Then you can drill down to the method within the sub-tree that is
responsible for performance degradation. Similarly, you can select
options other than Max Path to Root from the list, depending
upon your needs.
Figure 4. Performance Call Graph view
You can use the Method Details view for further investigating
a method. In the Performance Call Graph view, select Show Method
Details from the menu (see Figure 4).
The Method Detail view for the main
method of the MaxContSubSum class (shown
in Figure 5) reconfirms your findings.
It shows that the method solve consumed
67.77% of the descendent time.
Figure 5. Method Details view
The Execution Flow view allows you to examine the threads
within a program against the time line. It is essentially the trace
of the program execution. If you prefer to see data in tabular format,
click on the Table icon (next to Home icon) in the Execution Flow view
(shown in Figure 6), and it will bring
up the Execution Flow Table view.
Figure 6. Execution Flow view and Execution Flow Table view
The UML2 Trace Interaction view is more sophisticated in
displaying trace information in various granularities using UML
Sequence Diagrams. You can see this view using the menu shown in
Figure 2. You can choose to examine
thread, class, or object interactions. All of these are shown in
Figure 7. In most cases, thread
interactions and class interactions should suffice. The object
interactions are finer-grained than the class interactions.
Predictably, class interactions display cumulative information
for all instances of a class, and object interactions display
each instance separately.
Notice the object ids shown in the object interactions. Also, in class
interactions, the calls from the static main
method of MaxContSubSum class to its own
constructor and solve methods are shown as
self-pointing arrows.

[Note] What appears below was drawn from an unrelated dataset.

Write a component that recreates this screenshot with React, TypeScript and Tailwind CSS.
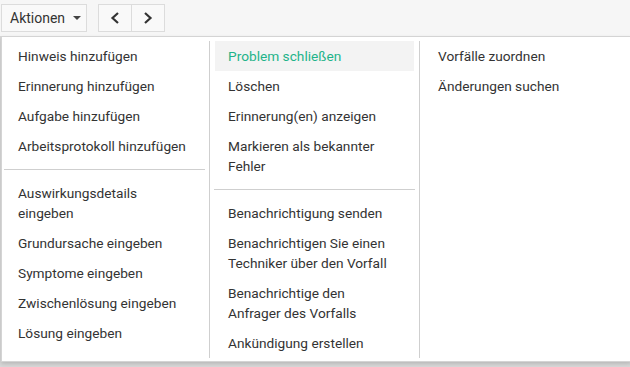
import React from 'react';

type Item = { label: string[]; active?: boolean };

const col1: Item[][] = [
  [
    { label: ['Hinweis hinzufügen'] },
    { label: ['Erinnerung hinzufügen'] },
    { label: ['Aufgabe hinzufügen'] },
    { label: ['Arbeitsprotokoll hinzufügen'] },
  ],
  [
    { label: ['Auswirkungsdetails', 'eingeben'] },
    { label: ['Grundursache eingeben'] },
    { label: ['Symptome eingeben'] },
    { label: ['Zwischenlösung eingeben'] },
    { label: ['Lösung eingeben'] },
  ],
];

const col2: Item[][] = [
  [
    { label: ['Problem schließen'], active: true },
    { label: ['Löschen'] },
    { label: ['Erinnerung(en) anzeigen'] },
    { label: ['Markieren als bekannter', 'Fehler'] },
  ],
  [
    { label: ['Benachrichtigung senden'] },
    { label: ['Benachrichtigen Sie einen', 'Techniker über den Vorfall'] },
    { label: ['Benachrichtige den', 'Anfrager des Vorfalls'] },
    { label: ['Ankündigung erstellen'] },
  ],
];

const col3: Item[][] = [[{ label: ['Vorfälle zuordnen'] }, { label: ['Änderungen suchen'] }]];

const MenuColumn = ({ groups, last, first }: { groups: Item[][]; last?: boolean; first?: boolean }) => (
  <div className={`flex-1 ${first ? 'pl-[3px] pr-[5px]' : 'px-[5px]'} ${last ? '' : 'border-r border-[#cfcfcf]'}`}>
    {groups.map((group, gi) => (
      <div key={gi}>
        {gi > 0 && <div className="my-2 h-px bg-[#cfcfcf] mx-[-1px]" />}
        {group.map((item, i) => (
          <div
            key={i}
            className={`px-[13px] py-[5px] leading-5 cursor-pointer ${
              item.active ? 'bg-[#f3f3f3] text-[#1fb38a]' : 'text-[#333] hover:bg-[#f3f3f3]'
            }`}
          >
            {item.label.map((line, li) => (
              <div key={li}>{line}</div>
            ))}
          </div>
        ))}
      </div>
    ))}
  </div>
);

export default function App() {
  return (
    <div
      className="h-[367px] w-[630px] bg-[#d8d8d8] overflow-hidden text-[13.7px]"
      style={{ fontFamily: 'Roboto, Lato, sans-serif' }}
    >
      <div className="h-[36px] bg-[#f6f6f6] flex items-center pl-[1px] gap-[11px]">
        <button className="h-[28px] w-[86px] border border-[#dcdcdc] bg-[#f9f9f9] flex items-center pl-2 gap-[8px] text-[14px] text-[#333]">
          Aktionen
          <span className="w-0 h-0 border-l-[4px] border-r-[4px] border-t-[4px] border-l-transparent border-r-transparent border-t-[#444]" />
        </button>
        <div className="flex h-[28px] border border-[#dcdcdc] bg-[#f9f9f9]">
          <button className="w-[33px] flex items-center justify-center border-r border-[#dcdcdc]">
            <svg width="12" height="14" viewBox="0 0 12 14" fill="none" stroke="#333" strokeWidth="2.2">
              <path d="M9 2 L3.5 7 L9 12" />
            </svg>
          </button>
          <button className="w-[32px] flex items-center justify-center">
            <svg width="12" height="14" viewBox="0 0 12 14" fill="none" stroke="#333" strokeWidth="2.2">
              <path d="M3 2 L8.5 7 L3 12" />
            </svg>
          </button>
        </div>
      </div>
      <div className="ml-[1px] w-[630px] h-[326px] bg-white border border-[#d4d4d4] shadow-[0_2px_4px_rgba(0,0,0,0.15)] flex pt-[4px] pb-[3px]">
        <div className="flex w-full">
          <div className="w-[208px] flex">
            <MenuColumn groups={col1} first />
          </div>
          <div className="w-[210px] flex">
            <MenuColumn groups={col2} />
          </div>
          <div className="flex-1 flex">
            <MenuColumn groups={col3} last />
          </div>
        </div>
      </div>
    </div>
  );
}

But in object interactions, they are shown as an
arrow from the MaxContSubSum class to its
instance with object id 7621. On the other hand, in class interactions,
the call to the Object constructor is shown as
an arrow from the MaxContSubSum class to the
Object class.
Figure 7. UML2 Trace Interactions view (Thread, Class and Object interactions)
Improving performance
By analyzing the Performance Call Graph, Method Details, and
Execution Statistics, you know that the solve
method is a performance bottleneck. In this section, you will optimize
the solve method and examine how it improves
the overall performance. To inspect the source code, you can right-click
on the solve method and select Open Source
(see Figure 4); it will switch to the Java
perspective (to get back to views, switch to the Profile and Logging
perspective).
The solve method in
Listing 1 is an obvious implementation. It
computes sums of all possible sub-sequences and does an exhaustive
search to find the one with the maximum sum. It is a cubic algorithm,
which means that the execution time for a sequence of length N is
proportional to the cube of N. It is an over-simplification, but
typically, every nested for loop has a
multiplicative effect on the execution time. In this algorithm, there
are three nested for loops leading to
cubic execution time. If we could somehow eliminate one
for loop, the algorithm will become
quadratic, and execution time will improve drastically.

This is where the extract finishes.